What kind of Doors songs worked best, George Winston style?

The rock ones and the ballads ... "Crystal Ship," "Light My Fire," "Love Me Two Times," "People Are Strange," "Spanish Caravan," "Love Her Madly," "Riders On The Storm." So (the album) is about half rock and half slower ones.

Anything you wanted on the album that just didn't work?

Well, I wanted "Break On Through," but that hasn't worked for 35 years. (Laughs.) "Break On Through" was the one that I wish had worked but didn't, just doesn't, and can't. It's my favorite Doors song of all of them. I was working on 23 (Doors) songs (but) I listened to just about all 50 they did. Lots of live tracks ... the gamut ... everything. Every book, every video ... everything. If they were on Murray the K lip-synching "Crystal Ship," I saw it. Everything except actually seeing them live. Talking to Ray Manzarek — the Doors organist — on the phone also helped.

Were the people you work with at Windham Hill and Dancing Cat surprised to find out you wanted to do an album of Doors covers?
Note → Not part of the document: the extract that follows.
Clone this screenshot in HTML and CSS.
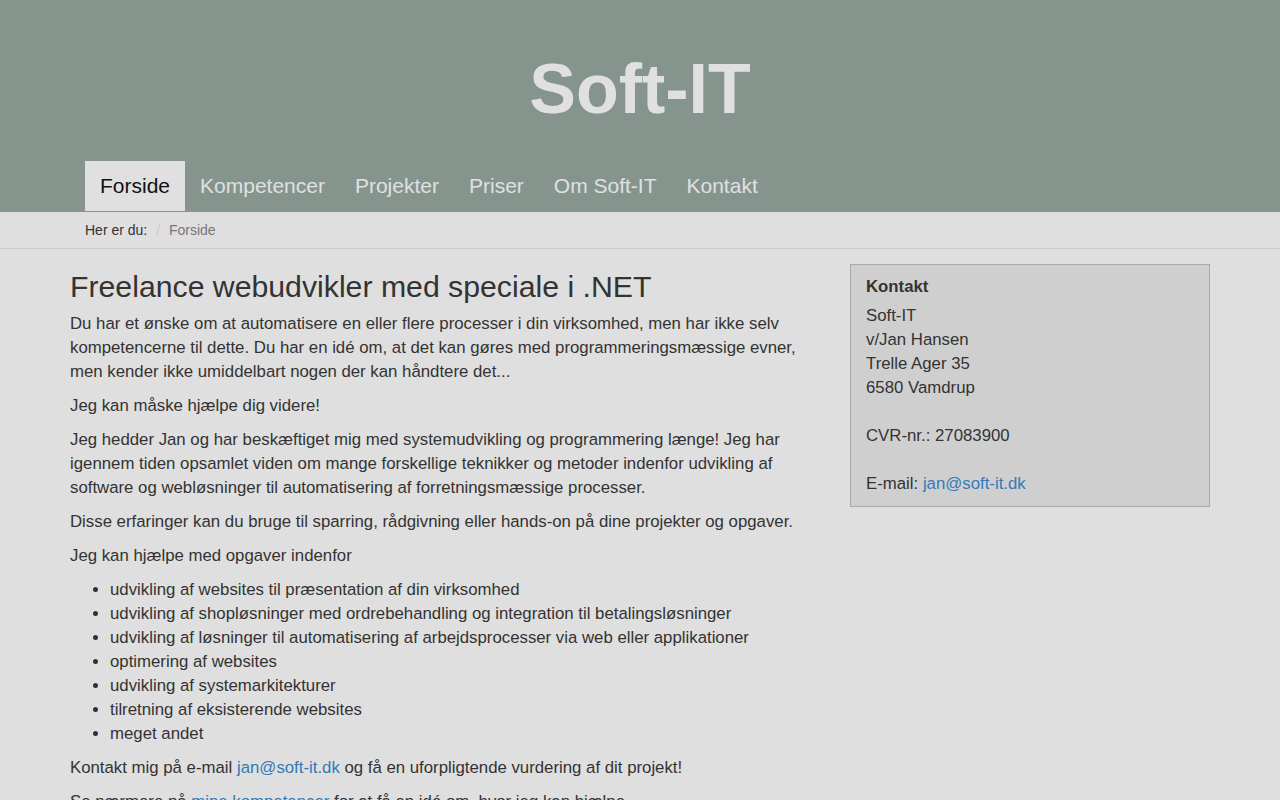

Not ones who know me. It's still a thematic record ... it's just not (Winston's first seasonally themed recording) "Autumn." The Doors and their first album were the main inspiration for the "Autumn" album ... just to do an album that had light and dark. So "Autumn" is kind of like my first Doors album, in a sense.

Will you be doing some Doors stuff here?

Ohhh, I'll probably do one. I'll probably do it later (in the concert), but I'll definitely do something. I've been doing their tunes live for about a year, or a year and a half.

Any solo slack-key from you this time?

Ohh, there'll be a tune or two. I'm playing a lot more American stuff ... again. I only do Hawaiian stuff about half of the time on guitar, whereas even a year ago I did 99 percent Hawaiian. That was never quite right. I just shoved the American stuff aside 27 years ago when I heard the slack-key players, and it just all came back.

By "American stuff," you mean ...

Appalachian, Afro-American, fiddle tunes, ballads.

The last time you were here, you admitted you were a bit nervous about performing Hawaiian slack-key for the first time in its own back yard, so to speak.

Oh, yeah. It's like (playing basketball) in high school and saying, "Well, I'm gonna go audition for the NBA." First of all, it's the land (of slack-key), so that makes it harder. And then there's Ozzie Kotani in the front row. I was like, "After this, anything's easy."

So looking back, how do you rate your performance?

Umm ... I'd give myself a C+. It went pretty good. Could've been better. Could've been worse.